Approximately 57% of the pipeline in these countries has moved to site, however some of these projects have been stalled for some time. In a country, like Nigeria, this can be significant. Forty per cent of Nigeria’s pipeline was signed between 2009 and 2014, and as the chart above illustrates, a large portion of these projects is still in the planning phase. In Senegal only approximately 44% of the deals signed have moved to site.
Hilton recently announced a plan to support the conversion and rebranding of 100 existing hotels through its Hilton Africa Growth Initiative, by committing US$ 50 million to supporting these conversions.
Commenting ahead of the conference, Mike Collini, vice president development Sub-Saharan Africa, Hilton, remarked on the opportunities presented by the inadequate hotel supply. He said: “to overcome this we are looking at rolling our focused service brands in key markets with a focus on our Hilton Garden Inn product. We are also pioneering the use of modular construction with a new Hilton Garden Inn in Accra, which is a fast and cost-effective build model for owners and developers.”

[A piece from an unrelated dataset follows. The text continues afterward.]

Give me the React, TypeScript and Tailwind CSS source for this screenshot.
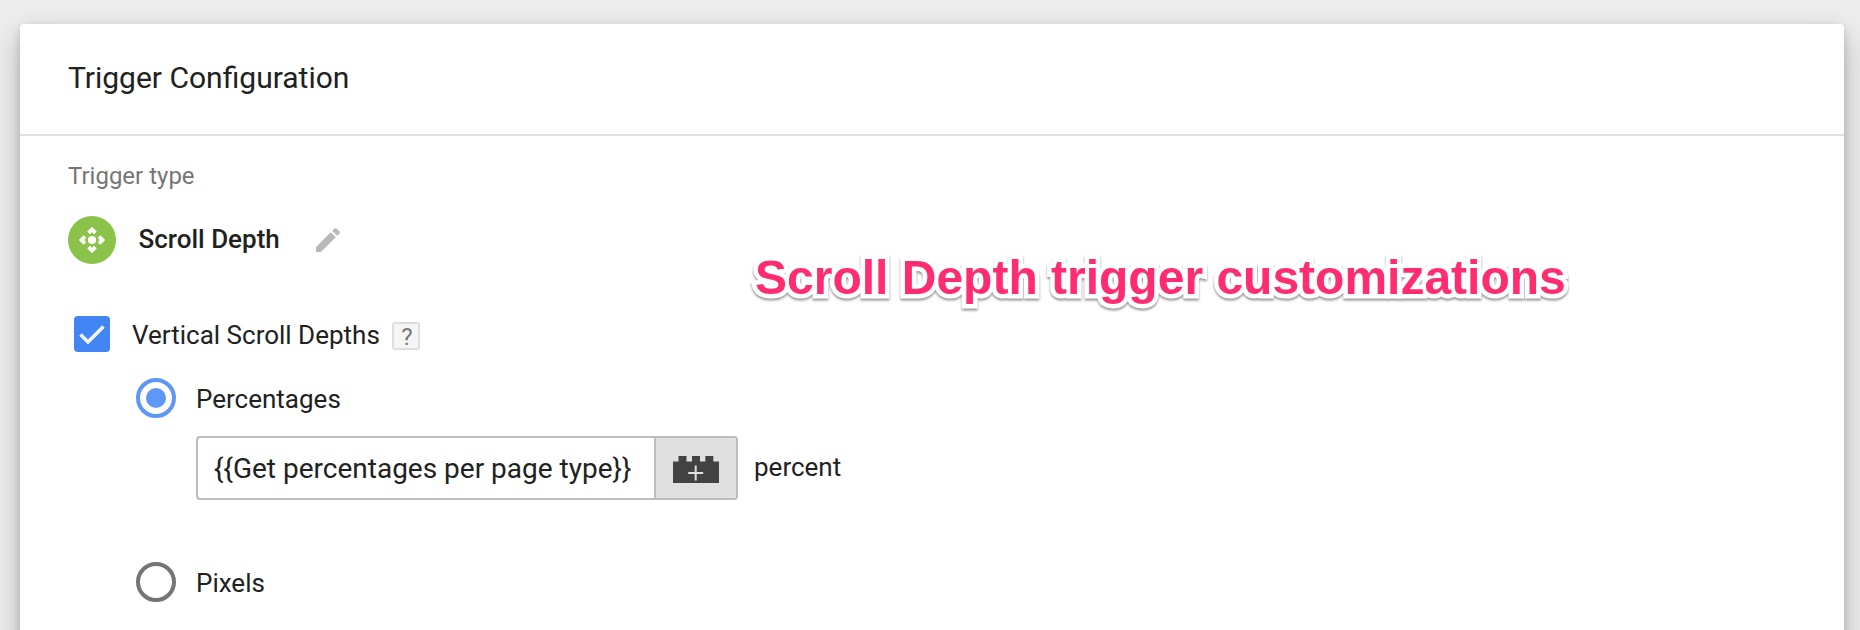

Andrew McLachlan, Carlson Rezidor’s senior vice president Africa & Indian Ocean for Development, said in a direct comment to Estate Intel: “Today we have 17 hotels open or under development in the region and in our new 5-year development strategy we have identified five Tier 1 Cities in West Africa (Lagos, Abuja, Accra, Abidjan and Dakar) where we see scaled growth opportunities…across the luxury to midscale hotel segment.”